Kronby: One of the most fun aspects was making all the decisions involved in crafting the content for each stop on the tour. Take Straus Square, Stop #8: What’s the heart of the story? We decided it was the intersection of radicalism and capitalism, played out in the lives of two characters who had an impact on the square: the anarchist Emma Goldman and the capitalist Nathan Straus. Ok, then how to bring that to life? We decided, for example, to introduce some archival audio – a 1940 recording of a labor anthem – and a dramatic reading from Emma Goldman’s biography, in which she describes attending a rally right there in the square. Also, weaving the various elements together with Jerry Stiller’s narration was great: the stories sounded better when he delivered them.

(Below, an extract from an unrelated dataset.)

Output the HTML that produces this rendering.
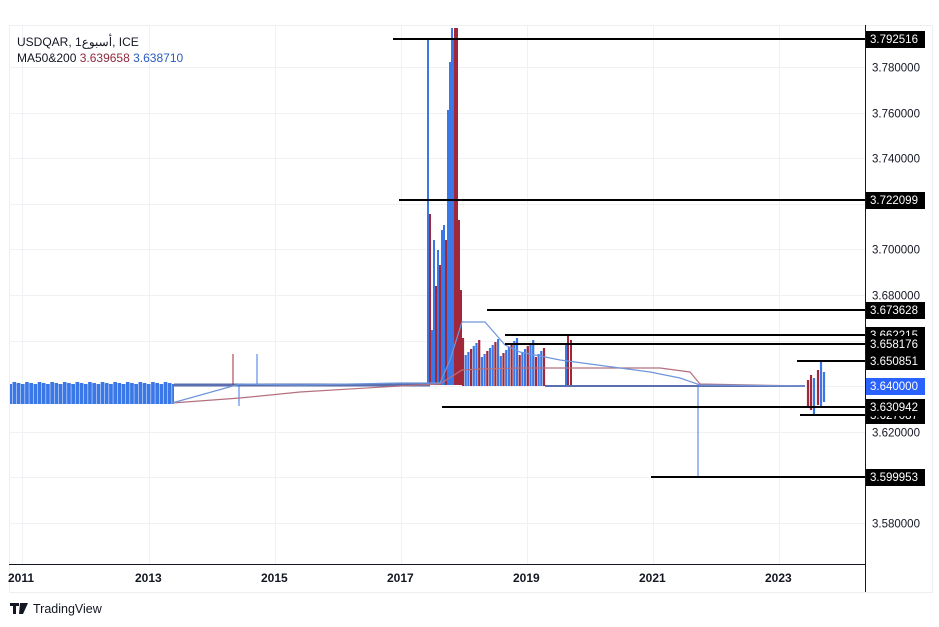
<!DOCTYPE html><html><head><meta charset="utf-8"><style>
html,body{margin:0;padding:0;background:#fff;width:939px;height:627px;overflow:hidden;font-family:"Liberation Sans","Noto Sans CJK SC",sans-serif}
svg{position:absolute;left:0;top:0}
</style></head><body>
<svg id="s" width="939" height="627" xmlns="http://www.w3.org/2000/svg" font-family="Liberation Sans, sans-serif">
<rect x="9.5" y="25.5" width="923" height="567" fill="#fff" stroke="#eceef2"/>
<g stroke="#f0f1f4" stroke-width="1" id="grid"></g>
<line x1="9" y1="564.5" x2="865" y2="564.5" stroke="#131722"/>
<line x1="865.5" y1="25" x2="865.5" y2="592" stroke="#131722"/>
<g id="bars"></g>
<polyline points="172,403 240,398 300,392 400,386 440,384 462,370 480,369 520,368 660,368 690,372 700,384 805,386" fill="none" stroke="#b5707f" stroke-width="1.2"/>
<polyline points="172,403 240,384 300,385 400,383 440,383 450,360 462,322 485,322 505,345 520,352 560,360 620,368 650,372 680,378 700,385 805,386" fill="none" stroke="#6f96db" stroke-width="1.2"/>
<g id="rays" stroke="#000" stroke-width="2"></g>
<g font-size="11.5" fill="#131722" id="ylab"></g>
<g id="lbls" font-size="11.5"></g>
<g font-size="12" font-weight="bold" fill="#131722">
<text x="8" y="582">2011</text><text x="135" y="582">2013</text><text x="261" y="582">2015</text><text x="387" y="582">2017</text><text x="513" y="582">2019</text><text x="639" y="582">2021</text><text x="765" y="582">2023</text></g>
<text x="17" y="46" font-size="12" fill="#131722">USDQAR, 1أسبوع, ICE</text>
<text x="17" y="62" font-size="12" fill="#131722">MA50&amp;200 <tspan fill="#8e2a3c">3.639658</tspan> <tspan fill="#2a5bbf">3.638710</tspan></text>
<path d="M10 603h9v3h-3v8h-3v-8h-3zM20 603h3l-2 11h-2zM23 603h5l-5 11h-3z" fill="#131722"/>
<text x="33" y="613" font-size="12.5" fill="#131722">TradingView</text>
</svg>
<script>
var N='http://www.w3.org/2000/svg';function el(p,t,a,tx){var e=document.createElementNS(N,t);for(var k in a)e.setAttribute(k,a[k]);if(tx)e.textContent=tx;document.getElementById(p).appendChild(e);return e}
function Y(p){return 67+(3.78-p)*2280}
[3.78,3.76,3.74,3.72,3.70,3.68,3.66,3.64,3.62,3.60,3.58].forEach(function(p){var y=Math.round(Y(p))+.5;el('grid','line',{x1:9,x2:865,y1:y,y2:y});el('ylab','text',{x:872,y:y+4},p.toFixed(6))});
[22,149,275,401,527,653,779].forEach(function(x){el('grid','line',{x1:x+.5,x2:x+.5,y1:25,y2:564})});
var B='#3b78e7',R='#a1283a';
el('bars','rect',{x:10,y:384,width:164,height:20,fill:B});
for(var x=12,i=0;x<174;x+=4.2,i++){el('bars','rect',{x:x,y:383,width:.5,height:21,fill:'#fff'});el('bars','rect',{x:x+.5,y:382+(i*7)%3,width:3.7,height:2,fill:B})}
el('bars','line',{x1:174,x2:430,y1:385,y2:385,stroke:'#5a6fb0','stroke-width':3});
el('bars','line',{x1:233,x2:233,y1:354,y2:385,stroke:R});el('bars','line',{x1:257,x2:257,y1:354,y2:385,stroke:B});el('bars','line',{x1:239,x2:239,y1:385,y2:406,stroke:B});
var sp=[[428,40,B],[430,214,R],[432,330,B],[434,240,B],[436,286,R],[438,250,B],[440,265,R],[442,230,B],[444,225,B],[446,240,R],[448,110,B],[450,62,B],[452,28,B],[453,40,B],[455,28,R],[457,28,R],[459,220,R],[461,290,R]];
sp.forEach(function(s){el('bars','line',{x1:s[0],x2:s[0],y1:s[1],y2:385,stroke:s[2],'stroke-width':2})});
for(var x=463,i=0;x<545;x+=2.7,i++){var t=338+((i*37)%20);el('bars','line',{x1:x,x2:x,y1:t,y2:386,stroke:i%3==0?R:B,'stroke-width':2.2})}
[[566,345,B],[568,335,R],[571,340,R]].forEach(function(s){el('bars','line',{x1:s[0],x2:s[0],y1:s[1],y2:386,stroke:s[2],'stroke-width':2})});
el('bars','line',{x1:545,x2:805,y1:386,y2:386,stroke:'#5a6fb0','stroke-width':2});
el('bars','line',{x1:698,x2:698,y1:386,y2:477,stroke:B});
[[808,380,407,R],[811,375,410,R],[814,378,414,B],[818,370,405,R],[821,360,408,B],[824,372,402,B]].forEach(function(s){el('bars','line',{x1:s[0],x2:s[0],y1:s[1],y2:s[2],stroke:s[3],'stroke-width':2.2})});
[[3.792516,393,39],[3.722099,399,200],[3.673628,487,310],[3.662215,505,335],[3.658176,505,344],[3.650851,797,361],[3.627087,800,415],[3.630942,442,407],[3.599953,651,477]].forEach(function(r){el('rays','line',{x1:r[1],x2:865,y1:r[2],y2:r[2]});el('lbls','rect',{x:866,y:r[2]-8,width:59,height:17,fill:'#000'});el('lbls','text',{x:870,y:r[2]+4,fill:'#fff'},r[0].toFixed(6))});
el('lbls','rect',{x:866,y:378,width:59,height:17,fill:'#2962ff'});el('lbls','text',{x:870,y:390,fill:'#fff'},'3.640000');
</script>
</body></html>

The Feature: What was the least fun?
Kronby: The answer to this question is related to the last one. The hardest part about the project was deciding on the content for each stop, and therefore deciding what to leave out. To use the example of Straus Square, people like Emma Goldman and Nathan Straus could each easily be the subject of multi-hour documentaries – but our segment lasts only two minutes. The good news, however, is that feedback from users suggests that the stops on the tour are engaging and satisfying even at two minutes. Our users are comfortable with the fact that each stop aims to offer a vivid glimpse rather than a comprehensive account. Even so, we’re keenly aware of all we had to leave out. (And we still have the option of adding more content. The tour is designed to incorporate new modules, like “press 1 to hear more about Emma Goldman.”)
The Feature: There’s no proprietary technology in use for Talking Street; so what’s really your main achievement, here?
Kronby: There isn’t a proprietary technology, but for us the achievement is how we bring together technology, geography and stories. We want the tour, at its best moments, to feel transporting – to take people into the Lower East Side of a century ago in ways that perhaps no other medium could. If we occasionally accomplish that, by delivering the right content in just the right way, that’s the achievement we’re proudest of.